Skill: databricks-spark-declarative-pipelines

Materialized views store the results of a query physically on disk and refresh when the pipeline runs. Use them for aggregations, joins, and any gold-layer table where you need fast reads from a pre-computed result. On serverless pipelines, they support automatic incremental refresh — only reprocessing what changed upstream.

“Create a SQL materialized view that summarizes daily revenue and order counts from the silver orders table”
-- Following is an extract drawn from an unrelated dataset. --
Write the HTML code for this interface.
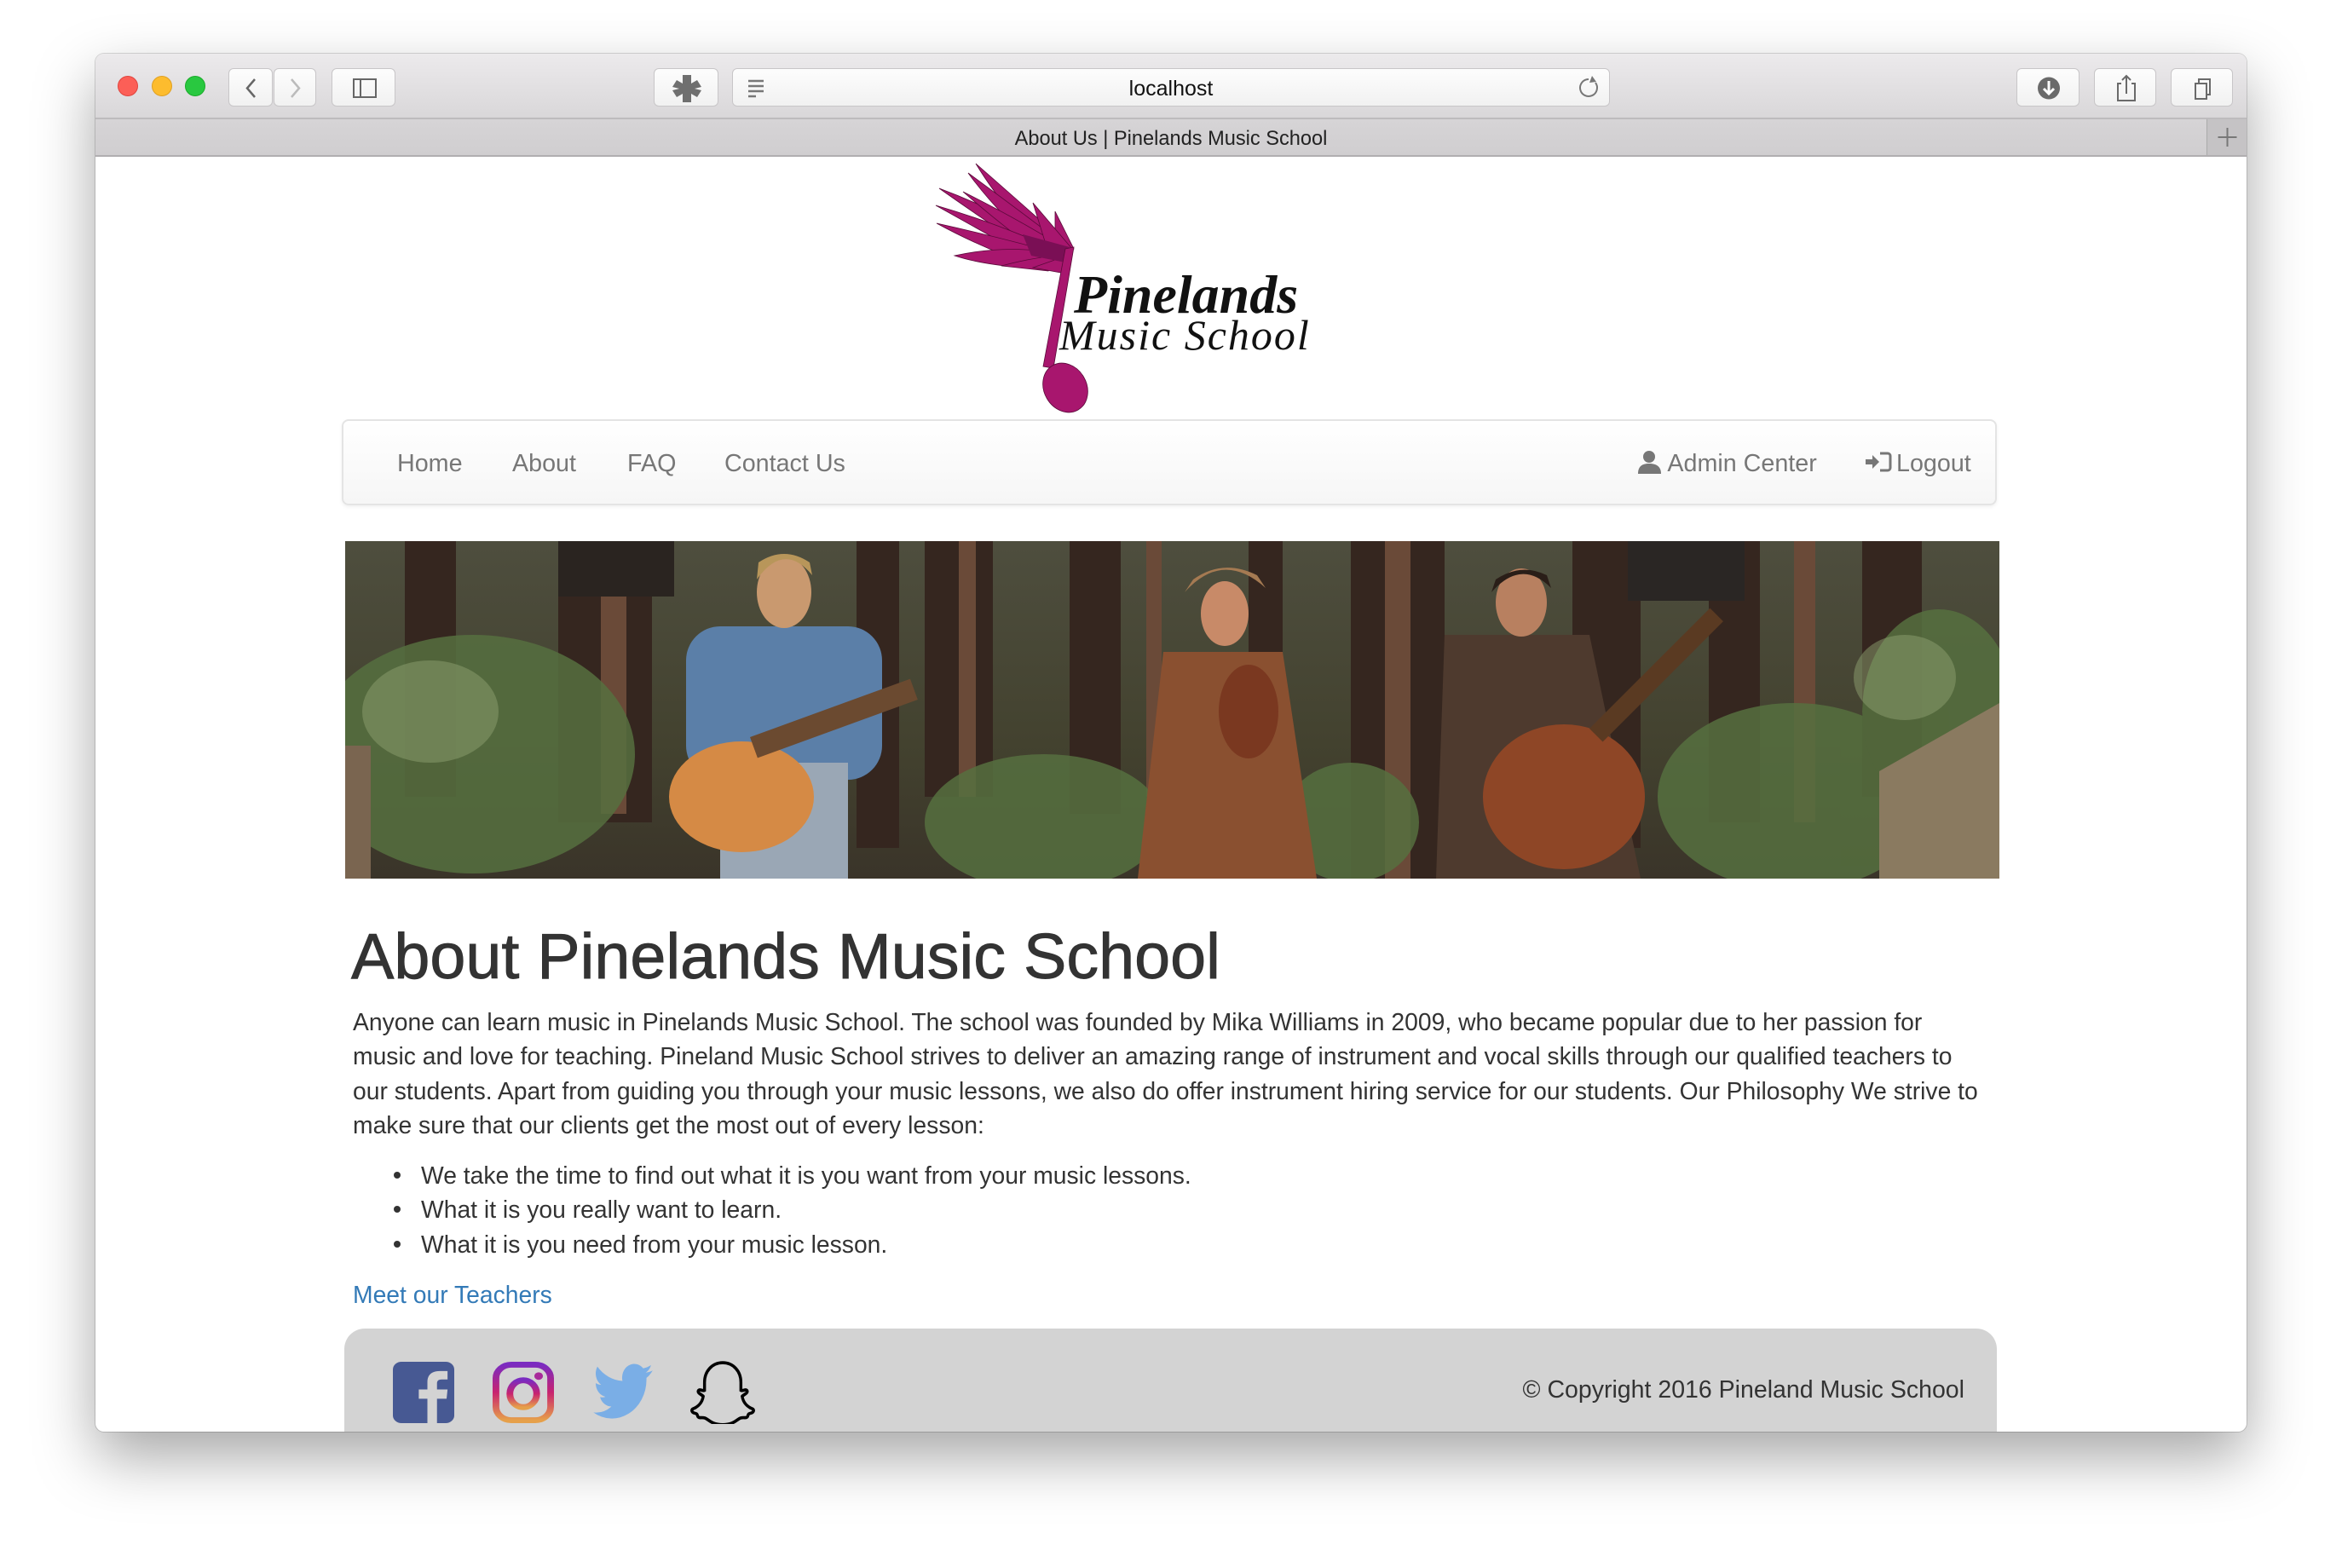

CREATE OR REFRESH MATERIALIZED VIEW daily_revenue
AS SELECT
order_date,
SUM(amount) AS total_revenue,
COUNT(*) AS order_count
FROM silver.orders
GROUP BY order_date;

Key decisions:

  • Materialized view over streaming table — aggregations like SUM and COUNT need the full dataset, not just new records. Materialized views recompute the result on each refresh; streaming tables only process new data.
  • No STREAM() wrapper — this is a batch read from silver.orders. Using STREAM() here would make this a streaming table instead, which can’t do full re-aggregation.
  • CLUSTER BY omitted — for a simple date-grouped summary that BI tools scan sequentially, clustering adds no benefit. Add it when you have high-cardinality filters like customer_id.

Build a customer-level summary from a streaming silver table

Section titled “Build a customer-level summary from a streaming silver table”

“Aggregate total spend and transaction counts per customer from the silver transactions table, using Python”

@dp.materialized_view()
def customer_summary():
return (
spark.read.table("silver.transactions")
.groupBy("customer_id")
.agg(
sum("amount").alias("total_spend"),
count("*").alias("transaction_count")
)
)

Notice spark.read.table — not spark.readStream.table. Materialized views always use batch reads, even when the source is a streaming table. The framework reads the current snapshot of the upstream table and recomputes the aggregate on each refresh.

Optimize query performance with liquid clustering

Section titled “Optimize query performance with liquid clustering”

“Create a customer summary materialized view clustered by customer_id for fast lookups, in SQL”

CREATE OR REFRESH MATERIALIZED VIEW customer_summary
CLUSTER BY (customer_id)
AS SELECT
customer_id,
SUM(amount) AS total_spend,
COUNT(*) AS transaction_count
FROM silver.transactions
GROUP BY customer_id;

CLUSTER BY organizes the physical layout so that queries filtering on customer_id skip irrelevant files. Worth adding when downstream dashboards or APIs look up individual customers from this table.

Expose current state from an SCD Type 2 history table

Section titled “Expose current state from an SCD Type 2 history table”

“Create a materialized view that shows only the current version of each customer from the SCD Type 2 history table, in SQL”

CREATE OR REFRESH MATERIALIZED VIEW dim_customers_current
AS SELECT
customer_id, customer_name, email, phone,
__START_AT AS valid_from
FROM customers_history
WHERE __END_AT IS NULL;

SCD Type 2 tables accumulate every version of every row. This materialized view pre-filters to current records only, so downstream consumers get a simple dimension table without needing to understand the temporal model.

  • Never use spark.readStream in a materialized view — that creates a streaming table, not a materialized view. Materialized views use spark.read (Python) or plain SELECT ... FROM table without STREAM() (SQL).
  • Incremental refresh requires row tracking on the source — on serverless pipelines, materialized views can refresh incrementally. But the source table needs Delta row tracking enabled, and the query must use supported aggregation patterns.
  • Materialized views recompute on every refresh — if your source table is very large and you only care about recent data, add a time filter in the query to avoid reprocessing the full history each time.
  • Avoid confusion with streaming tables — if you need to process only new records (append-only, exactly-once), use a streaming table. If you need a full-result recompute (aggregations, joins, any query with GROUP BY), use a materialized view.